Странное волнение начало охватывать меня во время этого рассказа. Так бывает во сне: кто-то появляется на окраине сновидения, ты ещe не знаешь имени, не видишь лица, только чувствуешь приближение кого-то бесконечно родного и близкого. Именно такое ощущение рождал во мне рассказ попутчика о его жене. Я узнавал в ней себя, свои страхи, стыды, тревоги, свою боль. А что может быть роднее, чем собственная боль, угаданная в другом?
Мой попутчик продолжал.
Он жил в чудесной стране. Страна была покрыта цветущими городами и парками, удобные дороги текли по еe горам и долинам, красивые церкви белели на холмах, тучные стада паслись на зелeных лугах, симфонические оркестры играли по вечерам под открытым небом. Магазины в этой стране ломились от товаров, даже цветы и фрукты продавались в изобилии в любое время года. Электричество сияло во всех домах, помогало стирать бельe, мыть посуду, готовить еду, подметать пол. Стоило протянуть руку к телефону, и тебя соединяли с близким и нужным человеком в любой точке мира. За двадцать лет жизни в этой стране никто ни разу не напал на него, не оскорбил, не ударил. Иногда ему снились сны про его прежнюю страну - и это всегда были тягостные кошмары, из которых он вырывался со вздохом облегчения.
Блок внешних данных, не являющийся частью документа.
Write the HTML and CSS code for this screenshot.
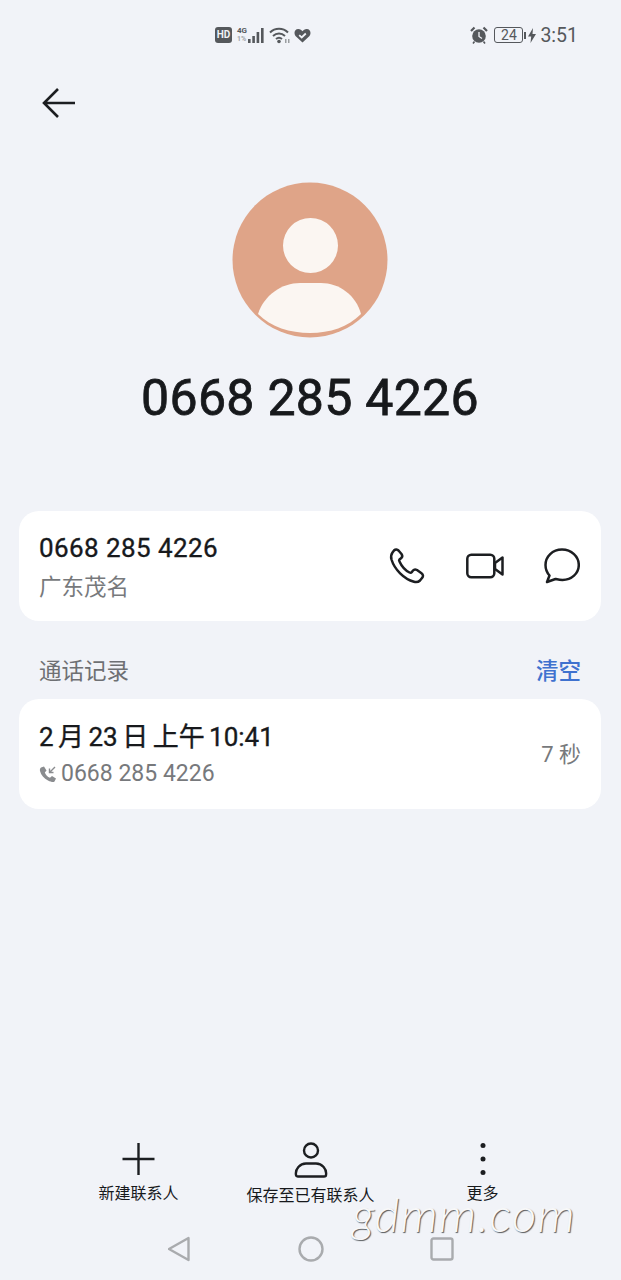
FILE: index.html
```html
<!DOCTYPE html>
<html lang="zh-CN">
<head>
    <meta charset="UTF-8">
    <meta name="viewport" content="width=device-width, initial-scale=1.0">
    <title>通话详情</title>
    <link rel="stylesheet" href="styles.css">
</head>
<body>
    <div class="page">
        <div class="status-bar">
            <div class="status-center">
                <span class="hd">HD</span>
                <span class="net"><span>4G</span><span class="net-sub">1%</span></span>
                <svg class="signal" width="20" height="18" viewBox="0 0 20 18"><g fill="#55585c"><rect x="0" y="13" width="2.6" height="4"/><rect x="4.3" y="10" width="2.6" height="7"/><rect x="8.6" y="6" width="2.6" height="11"/><rect x="13" y="2" width="2.6" height="15"/></g></svg>
                <svg class="wifi" width="24" height="18" viewBox="0 0 24 18"><g fill="none" stroke="#55585c" stroke-width="2"><path d="M1 6.500C6 1.500 14 1.500 19 6.500"/><path d="M4 10C7.500 6.800 12.500 6.800 16 10"/><path d="M7 13C8.800 11.500 11.200 11.500 13 13"/></g><circle cx="10" cy="15.500" r="1.800" fill="#55585c"/><rect x="16" y="13" width="1.500" height="4" fill="#9a9da0"/><rect x="19" y="13" width="1.500" height="4" fill="#9a9da0"/></svg>
                <svg class="heart" width="17" height="15" viewBox="0 0 17 15"><path d="M8.500 14.500L1.500 8C-.5 5.500.5 1 4.300 1C6.200 1 7.700 2 8.500 3.300C9.300 2 10.800 1 12.700 1C16.500 1 17.500 5.500 15.500 8Z" fill="#55585c"/><path d="M5.200 7.200L7.700 9.500L11.800 5.500" fill="none" stroke="#f1f3f8" stroke-width="1.800"/></svg>
            </div>
            <div class="status-right">
                <svg class="alarm" width="18" height="18" viewBox="0 0 18 18"><circle cx="9" cy="10" r="6.800" fill="#55585c"/><path d="M9 6V10.500L12 12.500" fill="none" stroke="#f1f3f8" stroke-width="1.300"/><path d="M1 5L4.500 1.500M17 5L13.500 1.500" stroke="#55585c" stroke-width="2.200"/><path d="M4.500 15.500L3 17.500M13.500 15.500L15 17.500" stroke="#55585c" stroke-width="1.600"/></svg>
                <span class="battery">24</span>
                <span class="battery-cap"></span>
                <svg class="bolt" width="8" height="15" viewBox="0 0 8 15"><path d="M5 0L0 8.500H3.200L2.500 15L8 6H4.500Z" fill="#55585c"/></svg>
                <span class="clock">3:51</span>
            </div>
        </div>

        <div class="top-bar">
            <svg width="34" height="32" viewBox="0 0 34 32"><path d="M33 16H2M16 2L2 16L16 30" fill="none" stroke="#1c1e21" stroke-width="2.600"/></svg>
        </div>

        <div class="avatar">
            <svg width="156" height="156" viewBox="0 0 156 156">
                <circle cx="78" cy="78" r="77.500" fill="#dfa488"/>
                <circle cx="78.500" cy="63.500" r="27.500" fill="#fbf6f2"/>
                <path d="M26 132C32 113 50 101 68 101H89C107 101 124 113 129 132C116 145 98 151 78 151C58 151 39 145 26 132Z" fill="#fbf6f2"/>
            </svg>
        </div>
        <h1 class="name">0668 285 4226</h1>

        <div class="card number-card">
            <div class="card-text number-text">
                <div class="number">0668 285 4226</div>
                <div class="place">广东茂名</div>
            </div>
            <div class="card-actions">
                <svg width="38" height="38" viewBox="0 0 38 38"><path d="M6 3.500C7.500 2 9.500 2.500 10.500 3.500L13.500 7C14.500 8.500 14.500 10 13.300 11L11.500 12.500C11 13 11 13.800 11.500 14.500C13.500 19 17.500 23.500 21.500 25.500C22.500 26 23.200 25.800 23.700 25.200L25 23.500C26 22.300 27.500 22.200 29 23L33.500 26.200C35.300 27.500 35.500 29.500 34 31L32 33.500C30.500 35 28.500 35.500 26 34.800C16 32 6.500 22.500 3.500 12.500C2.700 9.500 3 7.500 4.500 5.500Z" fill="none" stroke="#1c1e21" stroke-width="2.500" stroke-linejoin="round"/></svg>
                <svg width="38" height="26" viewBox="0 0 38 26"><rect x="1.300" y="1.800" width="27" height="22.400" rx="4" fill="none" stroke="#1c1e21" stroke-width="2.500"/><path d="M29 10L36.500 4.500V21.500L29 16Z" fill="none" stroke="#1c1e21" stroke-width="2.500" stroke-linejoin="round"/></svg>
                <svg width="36" height="36" viewBox="0 0 36 36"><path d="M18 1.500C27.500 1.500 34.800 8.500 34.800 17C34.800 25.500 27.500 32 18.500 32C16 32 13.800 31.500 11.500 31L3 34L5.500 27.500C2.800 24.500 1.500 21 1.500 17C1.500 8.500 8.500 1.500 18 1.500Z" fill="none" stroke="#1c1e21" stroke-width="2.500" stroke-linejoin="round"/></svg>
            </div>
        </div>

        <div class="section-head">
            <span class="section-title">通话记录</span>
            <span class="section-clear">清空</span>
        </div>

        <div class="card log-card">
            <div class="card-text log-text">
                <div class="log-time">2 月 23 日 上午 10:41</div>
                <div class="log-number">
                    <svg width="18" height="18" viewBox="0 0 18 18"><path d="M2 2.500L5 1.500L7.500 5.500L5.800 7.500C6.800 10 8.500 11.800 11 12.800L13 11L17 13.500L15.500 16.500C14.500 17.500 12 17 9 15.500C5 13.500 2 10 1 6C.7 4.500 1 3.300 2 2.500Z" fill="#8a8c8f"/><path d="M16 2L10.500 7.500M10.500 3.500V7.500H14.500" fill="none" stroke="#8a8c8f" stroke-width="1.400"/></svg>
                    <span>0668 285 4226</span>
                </div>
            </div>
            <div class="log-length">7 秒</div>
        </div>

        <div class="spacer"></div>

        <div class="bottom-actions">
            <div class="bottom-action">
                <svg width="34" height="34" viewBox="0 0 34 34"><path d="M16.500 1V33M.5 17H32.500" stroke="#1c1e21" stroke-width="2.400"/></svg>
                <span>新建联系人</span>
            </div>
            <div class="bottom-action">
                <svg width="34" height="36" viewBox="0 0 34 36"><circle cx="17" cy="8.500" r="7" fill="none" stroke="#1c1e21" stroke-width="2.400"/><path d="M2 33C1 27 6 21.500 12 21.500H22C28 21.500 33 27 32 33C32 34 31 34.500 30 34.500H4C3 34.500 2 34 2 33Z" fill="none" stroke="#1c1e21" stroke-width="2.400"/></svg>
                <span>保存至已有联系人</span>
            </div>
            <div class="bottom-action">
                <svg width="34" height="34" viewBox="0 0 34 34"><g fill="#1c1e21"><circle cx="17" cy="3.500" r="2.500"/><circle cx="17" cy="17" r="2.500"/><circle cx="17" cy="30.500" r="2.500"/></g></svg>
                <span>更多</span>
            </div>
        </div>

        <div class="nav-bar">
            <svg width="24" height="26" viewBox="0 0 24 26"><path d="M20.500 2V24L1 13Z" fill="none" stroke="#a9abae" stroke-width="2.400" stroke-linejoin="round"/></svg>
            <svg width="26" height="26" viewBox="0 0 26 26"><circle cx="13" cy="13" r="11.500" fill="none" stroke="#a9abae" stroke-width="2.400"/></svg>
            <svg width="24" height="24" viewBox="0 0 24 24"><rect x="1.500" y="1.500" width="21" height="21" rx="2" fill="none" stroke="#a9abae" stroke-width="2.400"/></svg>
        </div>

        <div class="watermark">gdmm.com</div>
    </div>
</body>
</html>
```

FILE: styles.css
```css
* {
    box-sizing: border-box;
}

body {
    margin: 0;
    background: #f1f3f8;
    color: #17191c;
    font-family: Roboto, "Noto Sans CJK SC", sans-serif;
}

.page {
    position: relative;
    display: flex;
    flex-direction: column;
    height: 1280px;
    overflow: hidden;
}

.status-bar {
    display: flex;
    align-items: center;
    height: 70px;
    padding-left: 215px;
    padding-right: 43px;
    justify-content: space-between;
    color: #55585c;
}

.status-center,
.status-right {
    display: flex;
    align-items: center;
}

.hd {
    width: 17px;
    height: 16px;
    border-radius: 3px;
    background: #55585c;
    color: #f1f3f8;
    font-size: 10px;
    font-weight: 700;
    line-height: 16px;
    text-align: center;
}

.net {
    display: flex;
    flex-direction: column;
    margin-left: 5px;
    font-size: 8px;
    font-weight: 700;
    line-height: 9px;
}

.net-sub {
    color: #a3a5a8;
    font-size: 7px;
}

.signal {
    margin-left: 1px;
}

.wifi {
    margin-left: 1px;
}

.heart {
    margin-left: 1px;
}

.alarm {
    margin-right: 6px;
}

.battery {
    width: 29px;
    height: 16px;
    border: 1.500px solid #55585c;
    border-radius: 3px;
    font-size: 14px;
    line-height: 14px;
    text-align: center;
}

.battery-cap {
    width: 2px;
    height: 7px;
    margin-left: 1px;
    background: #55585c;
}

.bolt {
    margin-left: 2px;
}

.clock {
    margin-left: 4px;
    padding-top: 1px;
    font-size: 19.500px;
}

.top-bar {
    display: flex;
    height: 112px;
    padding: 17px 0 0 42px;
}

.avatar {
    display: flex;
    justify-content: center;
    height: 156px;
    padding-right: 1px;
}

.name {
    margin: 31px 0 0;
    padding-right: 1px;
    font-size: 50px;
    font-weight: 400;
    letter-spacing: .3px;
    line-height: 58px;
    text-align: center;
    -webkit-text-stroke: .8px #17191c;
}

.card {
    display: flex;
    align-items: center;
    justify-content: space-between;
    height: 110px;
    margin: 0 20px 0 19px;
    padding: 0 21px 0 20px;
    border-radius: 20px;
    background: #ffffff;
}

.number-card {
    margin-top: 84px;
}

.number-text,
.log-text {
    padding-top: 2px;
}

.number {
    font-size: 26px;
    font-weight: 400;
    letter-spacing: .42px;
    line-height: 34px;
    -webkit-text-stroke: .35px #17191c;
}

.place {
    margin-top: 7px;
    color: #77797c;
    font-size: 22.500px;
    line-height: 31px;
}

.card-actions {
    display: flex;
    align-items: center;
    gap: 40px;
}

.section-head {
    display: flex;
    align-items: center;
    justify-content: space-between;
    height: 78px;
    padding: 17px 40px 0 39px;
}

.section-title {
    color: #6e7073;
    font-size: 22.500px;
}

.section-clear {
    color: #3f72cf;
    font-size: 22.500px;
    font-weight: 500;
}

.log-time {
    font-size: 26px;
    font-weight: 400;
    word-spacing: -2px;
    line-height: 34px;
    -webkit-text-stroke: .35px #17191c;
}

.log-number {
    display: flex;
    align-items: center;
    gap: 4px;
    margin-top: 4px;
    color: #77797c;
    font-size: 23px;
    line-height: 32px;
}

.log-length {
    margin-right: -1px;
    margin-bottom: 4px;
    color: #77797c;
    font-size: 22px;
}

.spacer {
    flex: 1;
}

.bottom-actions {
    display: grid;
    grid-template-columns: 172px 172px 172px;
    justify-content: center;
}

.bottom-action {
    display: flex;
    flex-direction: column;
    align-items: center;
    gap: 9px;
    font-size: 16px;
    line-height: 18px;
}

.bottom-action span {
    white-space: nowrap;
}

.nav-bar {
    display: flex;
    align-items: center;
    justify-content: center;
    gap: 106px;
    height: 62px;
    margin-top: 13px;
}

.watermark {
    position: absolute;
    left: 352px;
    top: 1204px;
    color: #f8f8f9;
    font-family: Lato, sans-serif;
    font-size: 48px;
    font-style: italic;
    font-weight: 300;
    letter-spacing: 1px;
    line-height: 20px;
    text-shadow: 1px 1px 1px #55585c;
}
```
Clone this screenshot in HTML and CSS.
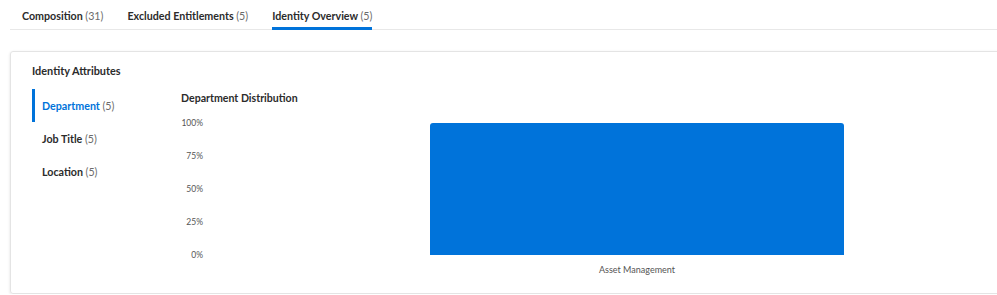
FILE: index.html
```html
<!DOCTYPE html>
<html lang="en">
<head>
    <meta charset="UTF-8">
    <meta name="viewport" content="width=device-width, initial-scale=1.0">
    <title>Identity Overview</title>
    <link rel="stylesheet" href="styles.css">
</head>
<body>
    <div class="tabs">
        <div class="tab">Composition <span class="count">(31)</span></div>
        <div class="tab">Excluded Entitlements <span class="count">(5)</span></div>
        <div class="tab active">Identity Overview <span class="count">(5)</span></div>
    </div>

    <div class="card">
        <h4 class="card-title">Identity Attributes</h4>
        <div class="card-body">
            <ul class="attr-nav">
                <li class="attr-item selected">Department <span class="count">(5)</span></li>
                <li class="attr-item">Job Title <span class="count">(5)</span></li>
                <li class="attr-item">Location <span class="count">(5)</span></li>
            </ul>
            <div class="chart">
                <h5 class="chart-title">Department Distribution</h5>
                <div class="chart-grid">
                    <div class="y-axis">
                        <span>100%</span>
                        <span>75%</span>
                        <span>50%</span>
                        <span>25%</span>
                        <span>0%</span>
                    </div>
                    <div class="plot">
                        <div class="bar" style="height: 100%"></div>
                    </div>
                    <div></div>
                    <div class="x-axis">Asset Management</div>
                </div>
            </div>
        </div>
    </div>
</body>
</html>
```

FILE: styles.css
```css
body {
    margin: 0;
    padding: 0 0 0 10px;
    font-family: 'Lato', 'Noto Sans', sans-serif;
    color: #2b2b2b;
    background-color: #ffffff;
    overflow: hidden;
}
.count {
    font-weight: normal;
    color: #6b6b6b;
}
.tabs {
    display: flex;
    gap: 24px;
    padding-left: 12px;
    border-bottom: 1px solid #e8e8e8;
}
.tab {
    font-size: 10.7px;
    font-weight: bold;
    line-height: 16px;
    padding: 8px 0 3px;
    border-bottom: 3px solid transparent;
    margin-bottom: -1px;
}
.tab.active {
    border-bottom-color: #0073da;
}
.card {
    width: 1032px;
    margin-top: 21px;
    border: 1px solid #e4e4e4;
    border-radius: 3px;
    box-shadow: 0 1px 3px rgba(0,0,0,0.12);
    padding: 11px 21px 17px;
}
.card-title {
    font-size: 10.9px;
    font-weight: bold;
    line-height: 16px;
    margin: 0 0 10px;
}
.card-body {
    display: flex;
}
.attr-nav {
    list-style: none;
    margin: 0;
    padding: 0;
    width: 149px;
}
.attr-item {
    font-size: 10.7px;
    font-weight: bold;
    height: 33px;
    line-height: 33px;
    padding-left: 7px;
    border-left: 3px solid transparent;
}
.attr-item.selected {
    color: #0073da;
    border-left-color: #0073da;
}
.chart {
    flex: 1;
}
.chart-title {
    font-size: 10.6px;
    font-weight: bold;
    line-height: 14px;
    margin: 2px 0 18px;
}
.chart-grid {
    display: grid;
    grid-template-columns: 29px 1fr;
    grid-template-rows: 132px auto;
}
.y-axis {
    display: flex;
    flex-direction: column;
    justify-content: space-between;
    align-items: flex-end;
    padding-right: 7px;
    font-size: 8.5px;
    line-height: 12px;
    color: #555555;
    margin: -6px 0;
}
.plot {
    display: flex;
    justify-content: center;
    align-items: flex-end;
}
.bar {
    width: 48.5%;
    background-color: #0073da;
    border-radius: 3px 3px 0 0;
}
.x-axis {
    text-align: center;
    font-size: 9px;
    line-height: 12px;
    color: #555555;
    padding-top: 9px;
}
```
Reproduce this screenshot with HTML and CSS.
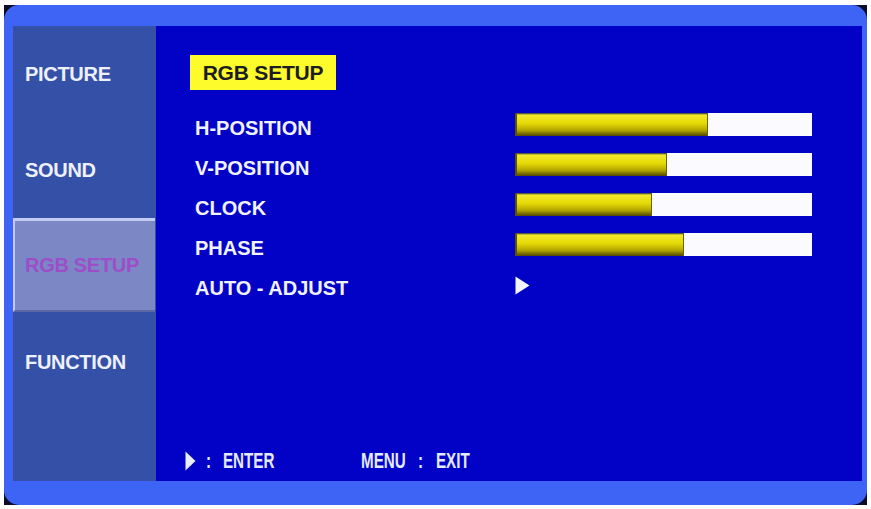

Ей досталось жить в стране загнивающей, разваливающейся на глазах. Люди работали из последних сил и всe равно не могли свести концы с концами, разорвать кольцо тревог. Разрешенное воровство и разрешенная ложь пронизывали все стороны жизни. Уродство городской архитектуры погружало в тоску. Улицы были завалены мусором, стены загажены разводами краски и похабными надписями. Молодeжь интересовалась только нарядами, сексом, наркотиками, спортом, деньгами. Редко кто прочитывал в год одну-две книги, да и то это были, по большей части, дешевые детективы или "ужастики". Бездомные и сумасшедшие бродили по улицам, спали на вентиляционных решeтках, валялись на скамейках в парках и скверах. Насильники и грабители рыскали ночью повсюду, и она, ложась спать, клала рядом с постелью большой нож. Хотя и понимала, что защитить себя не сумеет. Ей казалось, что в прежней стране всe было лучше, чище, достойнее, и воспоминания о жизни там наполняли еe сердце отрадой.